The Fee Everyone Pays, Nobody Questions
Walk into any American real estate closing, and you'll encounter a line item that can cost $2,000-$4,000: title insurance. Your agent will explain it protects against "title defects," your lender will require it, and you'll sign for it alongside dozens of other documents. But ask what specific problems it actually covers, and you'll likely get vague answers about "ownership issues" and "peace of mind."
The reality is more complicated. Title insurance primarily exists to protect lenders, covers a surprisingly narrow range of problems, and excludes many property disputes that buyers logically assume would be included.
What Title Insurance Actually Does
Title insurance emerged in the 1800s to solve a specific problem: verifying that property sellers actually owned what they claimed to own. Before modern record-keeping, determining clear ownership could be nearly impossible, especially for properties that had changed hands multiple times.
Today's title insurance works differently than other insurance. Instead of protecting against future events, it protects against past problems that might surface later—things like:
- Forged signatures on previous deeds
- Undisclosed heirs claiming ownership
- Liens from previous owners' debts
- Recording errors in public documents
- Fraud in the chain of ownership
The key word here is "might." Title companies spend most of their effort preventing claims through extensive research before issuing policies. They examine public records, verify signatures, and confirm that liens have been properly released. By closing time, they're confident these problems don't exist.
The Lender vs. Owner Distinction
Here's where it gets interesting: every real estate transaction actually involves two title insurance policies. The lender's policy (which you pay for) protects the bank's investment. The owner's policy (which you also pay for) supposedly protects you. But these policies cover different things and have different priorities.
The lender's policy ensures the bank has a valid first lien on the property. If ownership problems emerge, the insurance company will pay off the loan to protect the lender's interests. Your owner's policy covers your equity in the property, but only after the lender's interests are satisfied.
What Title Insurance Doesn't Cover
The exclusions list in a typical title insurance policy is longer and more significant than most buyers realize:
Boundary disputes: If your neighbor's fence is actually on your property, or if there's disagreement about property lines, title insurance typically won't help. These are considered "survey matters" and require separate coverage.
Zoning violations: If the previous owner built an addition without permits, or if the property doesn't comply with current zoning laws, you're on your own.
Environmental issues: Contamination, wetlands restrictions, or other environmental problems aren't covered unless they appear in public records as liens.
Easements and rights-of-way: If the utility company has the right to run power lines through your backyard, or if neighbors have legal access across your property, these rights typically aren't covered unless they're properly recorded.
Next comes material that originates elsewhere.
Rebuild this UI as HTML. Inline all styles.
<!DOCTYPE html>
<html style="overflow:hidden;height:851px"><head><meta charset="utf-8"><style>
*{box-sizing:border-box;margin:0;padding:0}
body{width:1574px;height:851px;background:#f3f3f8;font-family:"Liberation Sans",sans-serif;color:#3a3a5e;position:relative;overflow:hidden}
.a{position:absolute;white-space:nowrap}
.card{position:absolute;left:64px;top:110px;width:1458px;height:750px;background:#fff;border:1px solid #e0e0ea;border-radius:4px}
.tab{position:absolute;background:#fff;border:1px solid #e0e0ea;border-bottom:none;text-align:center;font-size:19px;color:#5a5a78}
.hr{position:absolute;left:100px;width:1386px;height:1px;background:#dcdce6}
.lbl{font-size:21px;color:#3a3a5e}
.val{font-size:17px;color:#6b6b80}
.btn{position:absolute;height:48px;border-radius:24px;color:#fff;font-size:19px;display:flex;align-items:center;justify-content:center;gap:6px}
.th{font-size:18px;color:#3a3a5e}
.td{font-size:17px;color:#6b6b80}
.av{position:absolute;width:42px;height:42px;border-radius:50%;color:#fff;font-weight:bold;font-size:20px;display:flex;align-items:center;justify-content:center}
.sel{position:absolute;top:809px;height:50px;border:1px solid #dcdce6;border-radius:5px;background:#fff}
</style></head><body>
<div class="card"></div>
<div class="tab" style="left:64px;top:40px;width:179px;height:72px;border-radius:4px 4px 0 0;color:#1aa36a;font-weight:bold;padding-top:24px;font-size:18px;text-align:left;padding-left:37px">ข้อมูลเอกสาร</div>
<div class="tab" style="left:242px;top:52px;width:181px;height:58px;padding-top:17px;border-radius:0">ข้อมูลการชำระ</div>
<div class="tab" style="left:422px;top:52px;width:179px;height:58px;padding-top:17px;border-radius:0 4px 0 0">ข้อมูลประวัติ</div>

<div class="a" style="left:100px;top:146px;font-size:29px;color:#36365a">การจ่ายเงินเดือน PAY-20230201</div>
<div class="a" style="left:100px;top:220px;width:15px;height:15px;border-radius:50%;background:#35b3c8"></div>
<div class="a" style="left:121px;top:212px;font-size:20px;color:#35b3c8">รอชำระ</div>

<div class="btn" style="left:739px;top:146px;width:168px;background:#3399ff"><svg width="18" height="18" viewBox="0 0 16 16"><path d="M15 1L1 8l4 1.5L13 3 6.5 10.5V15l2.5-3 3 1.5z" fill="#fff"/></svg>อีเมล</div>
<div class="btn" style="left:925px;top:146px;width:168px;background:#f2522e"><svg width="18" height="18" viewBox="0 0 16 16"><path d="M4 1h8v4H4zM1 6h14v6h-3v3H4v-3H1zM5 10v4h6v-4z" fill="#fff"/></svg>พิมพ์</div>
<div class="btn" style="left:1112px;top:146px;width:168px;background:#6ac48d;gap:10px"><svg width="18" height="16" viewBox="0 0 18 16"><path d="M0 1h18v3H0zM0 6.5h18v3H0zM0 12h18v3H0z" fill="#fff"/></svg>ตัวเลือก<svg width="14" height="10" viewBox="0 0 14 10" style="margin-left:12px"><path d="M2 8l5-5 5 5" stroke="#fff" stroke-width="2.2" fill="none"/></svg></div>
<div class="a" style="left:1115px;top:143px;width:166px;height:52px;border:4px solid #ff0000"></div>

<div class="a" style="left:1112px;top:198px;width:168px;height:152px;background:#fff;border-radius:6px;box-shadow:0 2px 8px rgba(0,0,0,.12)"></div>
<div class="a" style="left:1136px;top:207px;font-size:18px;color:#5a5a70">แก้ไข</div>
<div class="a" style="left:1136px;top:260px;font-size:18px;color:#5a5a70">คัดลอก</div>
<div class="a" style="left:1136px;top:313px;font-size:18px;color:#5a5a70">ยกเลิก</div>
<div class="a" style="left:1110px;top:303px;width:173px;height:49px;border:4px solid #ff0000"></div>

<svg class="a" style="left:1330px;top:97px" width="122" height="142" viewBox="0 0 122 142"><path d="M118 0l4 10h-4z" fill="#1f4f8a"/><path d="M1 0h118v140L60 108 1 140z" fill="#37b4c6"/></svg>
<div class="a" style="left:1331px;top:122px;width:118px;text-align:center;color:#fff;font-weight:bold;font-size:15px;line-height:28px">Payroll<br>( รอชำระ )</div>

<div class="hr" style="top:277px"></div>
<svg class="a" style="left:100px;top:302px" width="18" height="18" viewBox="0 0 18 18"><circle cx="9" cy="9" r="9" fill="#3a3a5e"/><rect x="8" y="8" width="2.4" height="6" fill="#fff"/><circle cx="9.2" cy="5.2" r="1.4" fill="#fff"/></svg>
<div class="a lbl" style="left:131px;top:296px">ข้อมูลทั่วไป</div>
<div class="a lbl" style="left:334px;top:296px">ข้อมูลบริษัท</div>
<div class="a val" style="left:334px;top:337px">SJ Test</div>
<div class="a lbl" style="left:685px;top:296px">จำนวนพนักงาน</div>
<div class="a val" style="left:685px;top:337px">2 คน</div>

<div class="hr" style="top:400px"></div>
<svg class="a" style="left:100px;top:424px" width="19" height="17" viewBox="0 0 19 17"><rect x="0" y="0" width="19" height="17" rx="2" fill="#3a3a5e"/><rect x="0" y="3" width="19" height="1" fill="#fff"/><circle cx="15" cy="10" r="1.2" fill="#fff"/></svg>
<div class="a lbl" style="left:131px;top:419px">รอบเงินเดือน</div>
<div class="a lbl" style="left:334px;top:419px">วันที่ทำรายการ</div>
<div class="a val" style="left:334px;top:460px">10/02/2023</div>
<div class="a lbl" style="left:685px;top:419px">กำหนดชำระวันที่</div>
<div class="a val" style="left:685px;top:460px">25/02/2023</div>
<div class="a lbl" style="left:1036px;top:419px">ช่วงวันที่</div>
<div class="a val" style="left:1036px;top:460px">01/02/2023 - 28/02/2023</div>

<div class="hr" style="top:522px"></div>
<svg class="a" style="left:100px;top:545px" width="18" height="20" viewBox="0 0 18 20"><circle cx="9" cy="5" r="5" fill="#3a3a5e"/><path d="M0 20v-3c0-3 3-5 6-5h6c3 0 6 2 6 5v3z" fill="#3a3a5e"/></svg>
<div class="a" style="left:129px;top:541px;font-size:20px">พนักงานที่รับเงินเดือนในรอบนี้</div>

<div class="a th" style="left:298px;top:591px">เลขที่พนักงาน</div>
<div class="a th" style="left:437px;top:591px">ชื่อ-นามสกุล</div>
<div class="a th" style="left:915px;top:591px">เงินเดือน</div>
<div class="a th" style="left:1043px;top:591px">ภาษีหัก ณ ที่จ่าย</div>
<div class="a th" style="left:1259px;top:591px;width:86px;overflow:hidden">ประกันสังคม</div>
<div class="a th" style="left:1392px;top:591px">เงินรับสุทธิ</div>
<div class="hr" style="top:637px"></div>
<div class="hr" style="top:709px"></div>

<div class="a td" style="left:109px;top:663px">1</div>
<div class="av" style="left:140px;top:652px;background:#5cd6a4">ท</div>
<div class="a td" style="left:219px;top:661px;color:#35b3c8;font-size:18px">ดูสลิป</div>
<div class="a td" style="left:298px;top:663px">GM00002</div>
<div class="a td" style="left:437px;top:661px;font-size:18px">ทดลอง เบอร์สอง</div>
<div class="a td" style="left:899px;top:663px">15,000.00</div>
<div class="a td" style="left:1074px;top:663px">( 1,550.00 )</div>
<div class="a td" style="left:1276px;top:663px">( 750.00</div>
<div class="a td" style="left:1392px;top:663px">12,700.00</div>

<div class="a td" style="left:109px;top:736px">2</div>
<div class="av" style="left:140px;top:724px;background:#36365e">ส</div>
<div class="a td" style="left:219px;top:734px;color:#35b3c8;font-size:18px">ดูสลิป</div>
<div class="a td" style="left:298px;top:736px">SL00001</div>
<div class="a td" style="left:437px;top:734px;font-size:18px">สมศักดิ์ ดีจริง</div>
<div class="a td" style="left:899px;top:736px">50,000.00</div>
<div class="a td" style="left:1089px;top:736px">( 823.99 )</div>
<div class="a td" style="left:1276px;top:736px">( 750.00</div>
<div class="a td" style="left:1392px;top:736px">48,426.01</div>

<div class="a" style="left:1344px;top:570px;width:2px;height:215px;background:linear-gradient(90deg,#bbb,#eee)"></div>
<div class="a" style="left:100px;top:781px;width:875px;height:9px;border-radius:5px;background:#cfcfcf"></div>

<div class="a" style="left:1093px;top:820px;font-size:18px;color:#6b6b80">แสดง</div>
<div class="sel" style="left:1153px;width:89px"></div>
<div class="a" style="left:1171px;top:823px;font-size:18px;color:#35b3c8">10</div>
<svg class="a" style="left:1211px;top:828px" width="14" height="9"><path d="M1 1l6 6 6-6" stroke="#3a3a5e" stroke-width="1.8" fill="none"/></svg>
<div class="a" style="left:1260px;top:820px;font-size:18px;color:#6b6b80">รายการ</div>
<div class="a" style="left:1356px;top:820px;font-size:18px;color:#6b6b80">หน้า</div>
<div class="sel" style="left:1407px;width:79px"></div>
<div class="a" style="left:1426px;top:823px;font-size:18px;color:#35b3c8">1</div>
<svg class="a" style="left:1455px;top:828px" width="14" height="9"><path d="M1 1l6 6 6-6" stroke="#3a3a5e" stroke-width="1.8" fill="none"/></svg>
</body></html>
Future changes: Unlike other insurance, title insurance doesn't protect against changes that happen after you buy. New liens, zoning changes, or government actions aren't covered.
The Industry's Unique Economics
Title insurance operates unlike any other insurance industry. Companies collect billions in premiums annually but pay out only 3-5% in claims—compared to 60-80% for auto or health insurance. The rest goes to marketing, agent commissions, and profits.
This happens because title companies prevent most problems through research rather than paying claims after problems occur. It's more like a one-time research fee than traditional insurance, but it's priced and marketed as insurance.
Why the System Persists
Title insurance survives because it's embedded in the real estate financing system. Lenders require it, real estate agents recommend it, and buyers rarely shop around or question the need. The industry has successfully positioned itself as essential protection, even though the problems it covers are increasingly rare in modern real estate transactions.
Most ownership disputes that actually affect homeowners—boundary issues, permit problems, neighbor conflicts—fall outside title insurance coverage. Meanwhile, the fraud and recording errors that title insurance does cover have become much less common thanks to modern record-keeping and verification systems.
Making Sense of the Coverage
Title insurance isn't necessarily a scam, but it's not the comprehensive ownership protection that many buyers assume they're purchasing. It's specific insurance against specific problems that were more common in previous eras.
If you're buying title insurance (and you probably don't have a choice), understand what you're actually getting:
- Protection against ownership fraud and recording errors
- Coverage for liens and judgments from previous owners
- Legal defense if someone challenges your ownership
- Compensation if you lose the property due to covered title defects
But don't expect it to solve boundary disputes, zoning problems, or other common property issues that might arise after closing.
The Real Takeaway
Title insurance represents one of real estate's most successful marketing achievements: convincing buyers that a narrow, backward-looking insurance product is essential comprehensive protection. The thousands you pay primarily ensure that banks can safely lend on your property, with your protection as a secondary benefit.
That doesn't make it worthless, but it does make it much less valuable than the price suggests. You're buying peace of mind for problems that rarely occur, while the problems that do occur often aren't covered anyway.